The shift from seat-based licensing to outcome-based architecture represents the final decoupling of labor from software value. By pricing based on resolutions rather than users, the RaaS model forces a fundamental re-platforming from workflow tools to high-fidelity repositories. This transition will either solve the SaaS efficiency gap or trigger a catastrophic value-capture crisis for legacy vendors.

The Question

Does the shift toward Resolution as a Service (RaaS) create a more equitable alignment between software vendors and their customers, or does it simply transfer the risk of AI inefficiency from the buyer to the seller?

The Utopian Position

Proponents of the RaaS model argue that seat-based pricing was always a proxy for value that incentivized the wrong behaviors. When a company pays per user, the software vendor is rewarded for “stickiness” and time-spent-in-app, which often correlates with inefficiency or bloated workflows. In a RaaS world, the incentive structure flips. The vendor is paid only when a specific outcome is achieved, such as a resolved customer ticket, a completed legal review, or a generated marketing campaign.
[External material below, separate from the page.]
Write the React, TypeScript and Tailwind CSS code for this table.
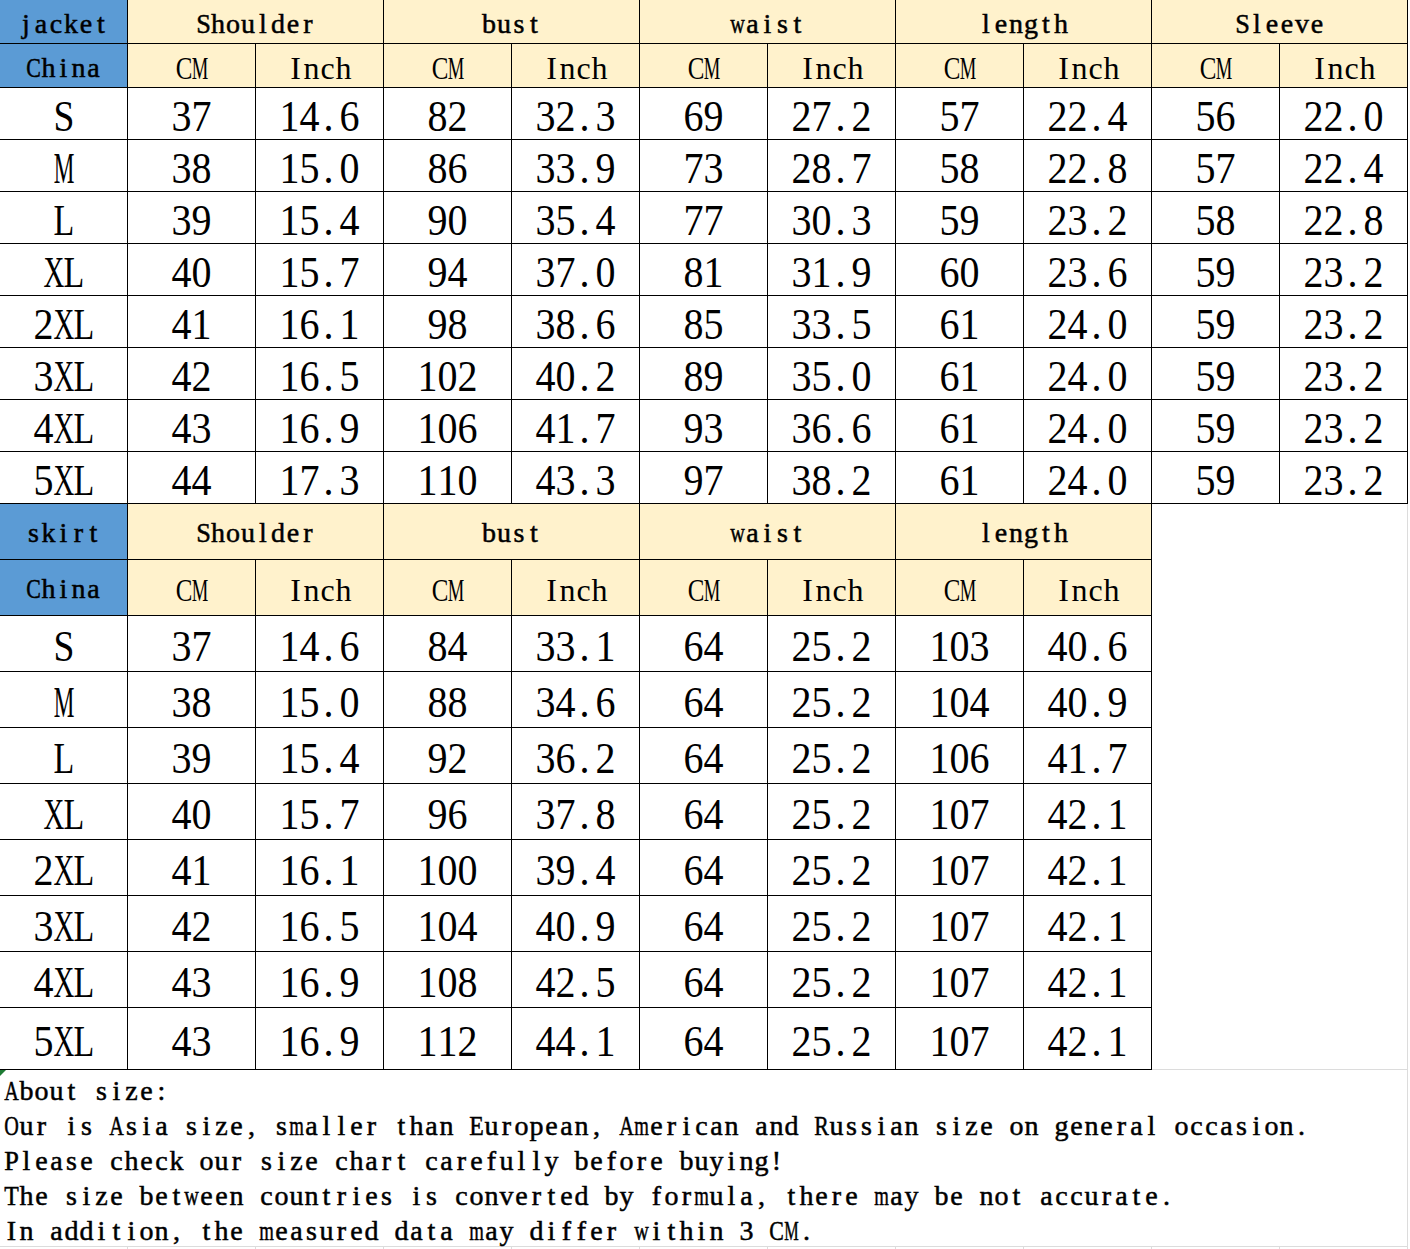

This alignment creates a virtuous cycle of efficiency. Vendors are pressured to make their AI agents as autonomous and accurate as possible because every manual intervention by a human costs the vendor margin. For the customer, software finally becomes a utility that scales perfectly with business needs. They no longer pay for “shelfware” or licenses for employees who rarely log in. Instead, they pay for the actual movement of their business needles.

The Doomer Position

Skeptics argue that RaaS is a “value-capture trap” that will lead to the “Agentic Mirage.” If software is priced purely on outcomes, the barrier to entry for competitors drops to near zero because the “workflow” (the UI) no longer matters. This leads to a race to the bottom where software becomes a commodity. Furthermore, the “1-to-4 Rule” suggests that for every dollar of software replaced by an autonomous agent, four dollars of human labor value are disrupted, but the software vendor may only be able to capture a fraction of that.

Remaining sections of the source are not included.